4) For a motion before a panel of judges, if the motion is to quash because of lack of merit, then that motion is heard together with the actual appeal (Practice Direction, s. 5.2).  This is partly why genuine motions to quash for non-jurisdictional reasons are fairly rare at the Court of Appeal - if they are heard together with the actual appeal, then there is not much of a benefit, since you have to prepare to argue the appeal anyway.

Ultimately, the practice direction (rather than any particular Rule) was the downfall of the appellant in this motion.  Because it was a jurisdictional motion to quash (even if it touched on the merits of the case), it was to be heard "at an early date".  So the appellants' attempt to delay the motion to the hearing of the appeal was unsuccessful, because it didn't properly consider the applicable practice direction (regardless of the Rules of Civil Procedure).

Filing Reply Facta at the Divisional Court

Second is a decision from the Divisional Court in Toronto in LBP Holdings Ltd. v Allied Nevada Gold Corp., 2016 ONSC 5326.  This case dealt with whether, on a leave to appeal motion, the appellant was permitted to file a "reply" factum, responding to points raised by the respondent.  In this situation, the appellant had, in fact, filed a Reply factum, and the respondent brought a motion to strike the factum.

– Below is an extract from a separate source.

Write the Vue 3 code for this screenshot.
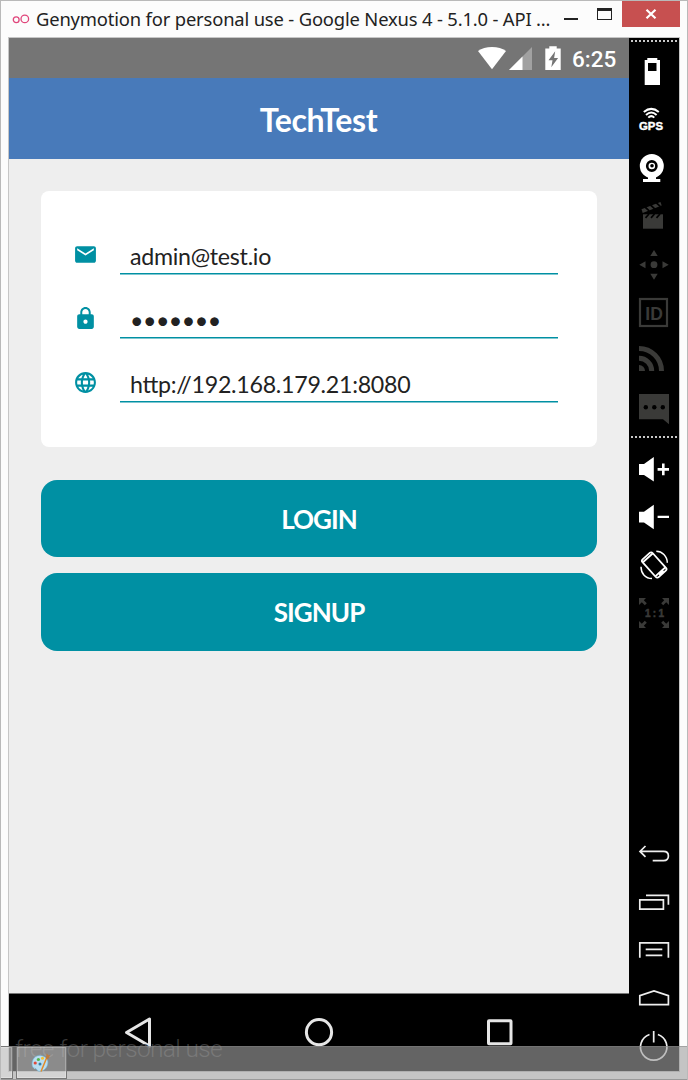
<script setup>
const fields = [
  { icon: 'mail', value: 'admin@test.io', kind: 'email' },
  { icon: 'lock', value: '•••••••', kind: 'bullets' },
  { icon: 'globe', value: 'http://192.168.179.21:8080', kind: 'url' }
]
const actions = ['LOGIN', 'SIGNUP']
</script>

<template>
  <div class="window">
    <header class="titlebar">
      <svg class="logo" width="18" height="14" viewBox="0 0 18 14">
        <g fill="none" stroke="#e0457b" stroke-width="1.3"><circle cx="4.2" cy="7.7" r="2.9" /><circle cx="12.8" cy="6.9" r="3.8" /></g>
      </svg>
      <span class="caption">Genymotion for personal use - Google Nexus 4 - 5.1.0 - API ...</span>
      <div class="controls">
        <svg width="58" height="27" viewBox="0 0 58 27" shape-rendering="crispEdges">
          <path d="M0 17h14v2H0z" fill="#222" />
          <path d="M33 7h15v12H33zM34 10v8h13v-8z" fill="#222" fill-rule="evenodd" />
        </svg>
        <div class="close">
          <svg width="12" height="10" viewBox="0 0 12 10"><path d="M1.5 .8l9 8.4M10.5.8l-9 8.4" stroke="#fff" stroke-width="2.2" /></svg>
        </div>
      </div>
    </header>

    <main class="frame">
      <section class="phone">
        <div class="status">
          <svg width="85" height="40" viewBox="0 0 85 40">
            <path d="M0 13Q5.5 9 14 9T28 13L14 31.3z" fill="#fff" />
            <path d="M54 9v23H31z" fill="#a1a1a1" /><path d="M44.5 18.5V32H31z" fill="#fff" />
            <path d="M67.3 10.5h4V8.3h7.4v2.2h4V32H67.3z" fill="#fff" />
            <path d="M77.2 13.2l-6.7 9h4l-1.2 7 6.8-9.3h-4z" fill="#757575" />
          </svg>
          <span class="clock">6:25</span>
        </div>
        <div class="appbar"><span>TechTest</span></div>
        <div class="content">
          <div class="card">
            <div v-for="f in fields" :key="f.icon" class="field">
              <svg v-if="f.icon === 'mail'" class="ficon" width="25" height="25" viewBox="0 0 24 24"><path fill="#0090a3" d="M20 4H4c-1.1 0-1.99.9-1.99 2L2 18c0 1.1.9 2 2 2h16c1.1 0 2-.9 2-2V6c0-1.1-.9-2-2-2zm0 4l-8 5-8-5V6l8 5 8-5v2z" /></svg>
              <svg v-else-if="f.icon === 'lock'" class="ficon" width="25" height="25" viewBox="0 0 24 24"><path fill="#0090a3" d="M18 8h-1V6c0-2.76-2.24-5-5-5S7 3.24 7 6v2H6c-1.1 0-2 .9-2 2v10c0 1.1.9 2 2 2h12c1.1 0 2-.9 2-2V10c0-1.1-.9-2-2-2zm-6 9c-1.1 0-2-.9-2-2s.9-2 2-2 2 .9 2 2-.9 2-2 2zm3.1-9H8.9V6c0-1.71 1.39-3.1 3.1-3.1 1.71 0 3.1 1.39 3.1 3.1v2z" /></svg>
              <svg v-else class="ficon" width="25" height="25" viewBox="0 0 24 24"><path fill="#0090a3" d="M11.99 2C6.47 2 2 6.48 2 12s4.47 10 9.99 10C17.52 22 22 17.52 22 12S17.52 2 11.99 2zm6.93 6h-2.95c-.32-1.25-.78-2.45-1.38-3.56 1.84.63 3.37 1.91 4.33 3.56zM12 4.04c.83 1.2 1.48 2.53 1.91 3.96h-3.82c.43-1.43 1.08-2.76 1.91-3.96zM4.26 14C4.1 13.36 4 12.69 4 12s.1-1.36.26-2h3.38c-.08.66-.14 1.32-.14 2 0 .68.06 1.34.14 2H4.26zm.82 2h2.95c.32 1.25.78 2.45 1.38 3.56-1.84-.63-3.37-1.9-4.33-3.56zm2.95-8H5.08c.96-1.66 2.49-2.93 4.33-3.56C8.81 5.55 8.35 6.75 8.03 8zM12 19.96c-.83-1.2-1.48-2.53-1.91-3.96h3.82c-.43 1.43-1.08 2.76-1.91 3.96zM14.34 14H9.66c-.09-.66-.16-1.32-.16-2 0-.68.07-1.35.16-2h4.68c.09.65.16 1.32.16 2 0 .68-.07 1.34-.16 2zm.25 5.56c.6-1.11 1.06-2.31 1.38-3.56h2.95c-.96 1.65-2.49 2.93-4.33 3.56zM16.36 14c.08-.66.14-1.32.14-2 0-.68-.06-1.34-.14-2h3.38c.16.64.26 1.31.26 2s-.1 1.36-.26 2h-3.38z" /></svg>
              <div class="input"><span :class="f.kind">{{ f.value }}</span></div>
            </div>
          </div>
          <div v-for="a in actions" :key="a" class="action"><span>{{ a }}</span></div>
        </div>
        <div class="navbar">
          <svg width="620" height="77" viewBox="0 0 620 77" fill="none" stroke="#e6e6e6" stroke-width="3" stroke-linejoin="round">
            <path d="M117.5 38.5L140.5 25v27z" /><circle cx="310" cy="38.2" r="12.6" /><rect x="479.5" y="26.7" width="22.5" height="23" rx=".5" />
          </svg>
          <span class="watermark">free for personal use</span>
        </div>
      </section>

      <aside class="tools">
        <div class="dots"></div>
        <svg class="tool" viewBox="0 0 50 48"><path fill="#fff" fill-rule="evenodd" d="M18.3 11h10v2H31v25H15.7V13h2.6zM19 16v8h8.5v-8z" /></svg>
        <svg class="tool" viewBox="0 0 50 48">
          <g fill="none" stroke="#fff" stroke-width="2"><path d="M14.8 17Q22.3 10.7 29.8 17" /><path d="M17 20Q22.3 15 27.6 20" /><path d="M19.3 22.6Q22.3 19.6 25.3 22.6" /></g>
          <text x="10" y="34.5" class="gps" textLength="24" lengthAdjust="spacingAndGlyphs">GPS</text>
        </svg>
        <svg class="tool" viewBox="0 0 50 48"><circle cx="22.8" cy="23" r="12" fill="#fff" /><circle cx="22.8" cy="23" r="4.6" fill="#fff" stroke="#000" stroke-width="2.6" /><circle cx="23" cy="22.8" r="1.8" /><path d="M19 33h8v3h4.3v3H14v-3h5z" fill="#fff" /></svg>
        <svg class="tool dim" viewBox="0 0 50 48"><path d="M14 23.3h20v14.4H14z" /><path d="M12.5 18.3L31.5 11l1.2 3.4-19 7.6z" /><path d="M16 16l4.2 3.8M21.5 14l4.2 3.8M27 11.5l4.2 3.8M20 23l-3.5 3.8M25.5 23L22 26.8M31 23l-3.5 3.8" stroke="#000" stroke-width="1.7" /></svg>
        <svg class="tool dim" viewBox="0 0 50 48"><circle cx="25" cy="25.7" r="3.4" /><path d="M25 11l3.7 6h-7.4zM25 40.7l3.7-6h-7.4zM10.3 25.7l6.2-3.5v7zM39.7 25.7l-6.2-3.5v7z" /></svg>
        <svg class="tool dim" viewBox="0 0 50 48"><rect x="11" y="12" width="27" height="27" fill="none" stroke="#3a3a38" stroke-width="2.2" /><text x="16.3" y="32.7" class="idtext" textLength="17.5" lengthAdjust="spacingAndGlyphs">ID</text></svg>
        <svg class="tool dim" viewBox="0 0 50 48"><path d="M10 30a6 6 0 0 1 6 6h-6z" /><path d="M10 23.3A12.7 12.7 0 0 1 22.7 36M10 13.5A22.5 22.5 0 0 1 32.5 36" fill="none" stroke="#3a3a38" stroke-width="5" /></svg>
        <svg class="tool dim" viewBox="0 0 50 48"><path d="M10 11h30v30.3l-6-5H10z" /><g fill="#000"><circle cx="16.8" cy="24.3" r="2.2" /><circle cx="25.3" cy="24.3" r="2.2" /><circle cx="33.8" cy="24.3" r="2.2" /></g></svg>
        <div class="dots second"></div>
        <svg class="tool" viewBox="0 0 50 48"><path d="M10 19h5l9.8-7v24.5L15 30h-5zM33 18.6h2.6v4.5H40v2.6h-4.4v4.5H33v-4.5h-4.4v-2.6H33z" fill="#fff" /></svg>
        <svg class="tool" viewBox="0 0 50 48"><path d="M10 18.7h5l9.8-7v24.5L15 29.5h-5zM28.6 22.7H40v2.4H28.6z" fill="#fff" /></svg>
        <svg class="tool" viewBox="0 0 50 48" fill="none" stroke="#fff" stroke-width="1.8">
          <g transform="translate(25.2 24) rotate(-42)"><rect x="-6.8" y="-12" width="13.6" height="24" rx="2" /><path d="M-6.5-9.6H6.5M-6.5 9.2H6.5M-3 10.8h6" /></g>
          <path d="M27.3 10.2C33 10.2 38.2 15 38.3 21.7M12 25.7C12 32.5 16.5 37.5 23 37.5" stroke-width="1.5" />
        </svg>
        <svg class="tool dim" viewBox="0 0 50 48">
          <path id="corner" d="M10 9h7l-2.2 2.2 3 3-2 2-3-3L10 16z" /><use href="#corner" transform="matrix(-1 0 0 1 50 0)" /><use href="#corner" transform="matrix(1 0 0 -1 0 48)" /><use href="#corner" transform="rotate(180 25 24)" />
          <text x="16" y="27.6" class="ratio" textLength="19">1:1</text>
        </svg>
        <div class="spacer"></div>
        <svg class="tool line" viewBox="0 0 50 48"><path d="M11 21.4h23.5q4.9 0 4.9 4.6t-4.9 4.7H23.7M16.5 16L11 21.4l5.5 5.4" /></svg>
        <svg class="tool line" viewBox="0 0 50 48"><path d="M10.8 21.8h23.6v9.4H10.8zM17 17.3h22.4v9.5" /></svg>
        <svg class="tool line" viewBox="0 0 50 48"><path d="M10.8 31.8v-15h28.6v15M16.7 23.3h16.6M16.7 29.3h16.6" /></svg>
        <svg class="tool line" viewBox="0 0 50 48"><path d="M10.8 30.6v-8.9L25 17l14.4 4.7v8.9z" /></svg>
        <svg class="tool line" viewBox="0 0 50 48"><path d="M20.5 12.5a13.2 13.2 0 1 0 8.4 0M24.7 9v11.5" /></svg>
      </aside>
    </main>

    <footer class="taskbar">
      <div class="task first"></div>
      <div class="task paint">
        <svg width="22" height="22" viewBox="0 0 22 22">
          <path d="M2 12C2 5 8 2 13 4c6 2 6 8 3 12-3 4-8 4-9 2-1-3-5 0-5-6z" fill="#b9def0" stroke="#6baed1" stroke-width=".6" />
          <circle cx="5.2" cy="11" r="1.6" fill="#e04a3a" /><circle cx="8.4" cy="7.5" r="1.6" fill="#55b54a" /><circle cx="12.5" cy="6.2" r="1.5" fill="#f2c230" /><circle cx="10" cy="12" r="1.5" fill="#347fa9" />
          <path d="M11 19.5L17 5" stroke="#e38a26" stroke-width="1.5" /><path d="M15.8 6.3l1-5 1.4 2 2.2-.5-2.6 4.6z" fill="#bd7b3e" />
        </svg>
      </div>
    </footer>
  </div>
</template>

<style>
body { margin: 0; overflow: hidden; }
</style>
<style scoped>
* { box-sizing: border-box; }
svg { display: block; flex: none; }
.window { position: relative; width: 688px; height: 1080px; background: #fcfcfc; border: 1px solid #b9b9b9; border-bottom: 0; overflow: hidden; }
.titlebar { height: 36px; display: flex; align-items: flex-start; padding-left: 11px; }
.logo { margin-top: 11px; }
.caption { width: 528px; margin-left: 6px; font: 18.4px/36px "Noto Sans", "Open Sans", sans-serif; letter-spacing: -.17px; color: #222; white-space: nowrap; }
.controls { display: flex; }
.close { width: 58px; height: 26px; background: #c75050; display: flex; align-items: center; justify-content: center; }
.frame { display: flex; width: 672px; height: 1035px; margin-left: 7px; border: 1px solid #c6c6c6; }
.phone { width: 620px; height: 1033px; display: flex; flex-direction: column; background: #eee; }
.status { height: 40px; background: #757575; display: flex; padding-left: 469px; }
.clock { margin-left: 9px; font: 500 22.5px/43px Roboto, sans-serif; color: #fff; }
.appbar { height: 81px; background: #487aba; color: #fff; text-align: center; font: bold 32px/84px Lato, sans-serif; letter-spacing: -.35px; padding-right: 1px; }
.content { flex: 1; padding: 32px 32px 0; }
.card { height: 256px; background: #fff; border-radius: 8px; padding: 28px 39px 0 32px; margin-bottom: 32.5px; }
.field { height: 64px; display: flex; }
.ficon { margin-top: 23.4px; }
.input { width: 438px; height: 55px; margin-left: 22px; border-bottom: 1px solid #0090a3; box-shadow: 0 1px rgba(0, 144, 163, .5); padding-left: 10px; font: 23.2px/75px Lato, sans-serif; font-feature-settings: "liga" 1; letter-spacing: -.27px; color: #222; white-space: nowrap; }
.bullets { letter-spacing: -.5px; }
.action { height: 77.5px; margin-bottom: 16px; border-radius: 16px; background: #0090a3; color: #fff; text-align: center; font: bold 26px/79px Lato, sans-serif; letter-spacing: -.95px; }
.navbar { position: relative; height: 78px; background: #000; border-top: 1px solid #777; }
.watermark { position: absolute; left: 6px; top: 38px; font: 300 24.5px/34px Roboto, sans-serif; letter-spacing: -.66px; color: #383838; white-space: nowrap; }
.tools { width: 50px; height: 1033px; background: #000; display: flex; flex-direction: column; padding-bottom: 1px; }
.tools .dots { width: 46px; height: 2px; margin: 2px 2px 5px; flex: none; background: repeating-linear-gradient(90deg, #c8c8c8 0 2px, #000 2px 4px); }
.tools .second { margin: 5px 2px 7px; }
.tool { width: 50px; height: 48px; }
.dim { fill: #3a3a38; }
.line { fill: none; stroke: #eee; stroke-width: 1.7; }
.spacer { flex: 1; }
.gps { font: bold 10.5px "Liberation Sans", sans-serif; fill: #fff; stroke: #fff; stroke-width: .4px; }
.idtext { font: bold 18.8px "Liberation Sans", sans-serif; }
.ratio { font: bold 10px "Liberation Sans", sans-serif; stroke: #3a3a38; stroke-width: .5px; }
.taskbar { position: absolute; left: -1px; top: 1045px; width: 688px; height: 34px; background: rgba(161, 161, 161, .62); border-top: 1px solid rgba(130, 130, 130, .5); border-bottom: 1px solid #999; display: flex; gap: 3px; }
.task { margin-top: -1px; border: 1px solid #777; background: rgba(255, 255, 255, .25); box-shadow: inset 0 0 0 1px rgba(255, 255, 255, .25); }
.first { width: 13px; border-left: 0; }
.paint { width: 51px; padding: 5px 0 0 13px; }
</style>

The applicable rule in this case provides that a party may file a reply factum to respond to any "issue on which the moving party has not taken a position in the moving party’s factum".  Of note in this case is the court's reliance on both a fairly narrow (but common) reading of this rule, that restricts the right to file a reply factum very narrowly, as well as an "administrative practice" for the court to not even accept a reply factum unless leave is obtained by a judge.  Although the reply factum was responding, in this case, to issues addressed in the other party's factum, these were not "new" issues - so Justice Nordheimer struck the reply factum.

There are two practice points to take note of from this decision: (1) even though it is not in the Rules, the Divisional Court has an "administrative practice" that counsel should be aware of that requires leave to file a reply factum, and (2) when a party is drafting their factum, they need to anticipate what the other side might say in response - unless it is a completely "new" issue raised in response, a moving party on a leave to appeal motion will not be able to respond to the particular arguments made by the other side.

Both this case, and the case discussed above from the Court of Appeal, show the importance of not only knowing the Rules of Civil Procedure, but being aware of any practice directions or administrative practices of the court you are dealing with.



1.  As Justice Miller states, the "general rule is that decisions refusing or granting leave to appeal are not appealable". The issue of whether the Court of Appeal will hear their appeal isn't the point of this article, but I will put my reputation on the line and predict that the Court of Appeal will ultimately quash this appeal due to lack of jurisdiction.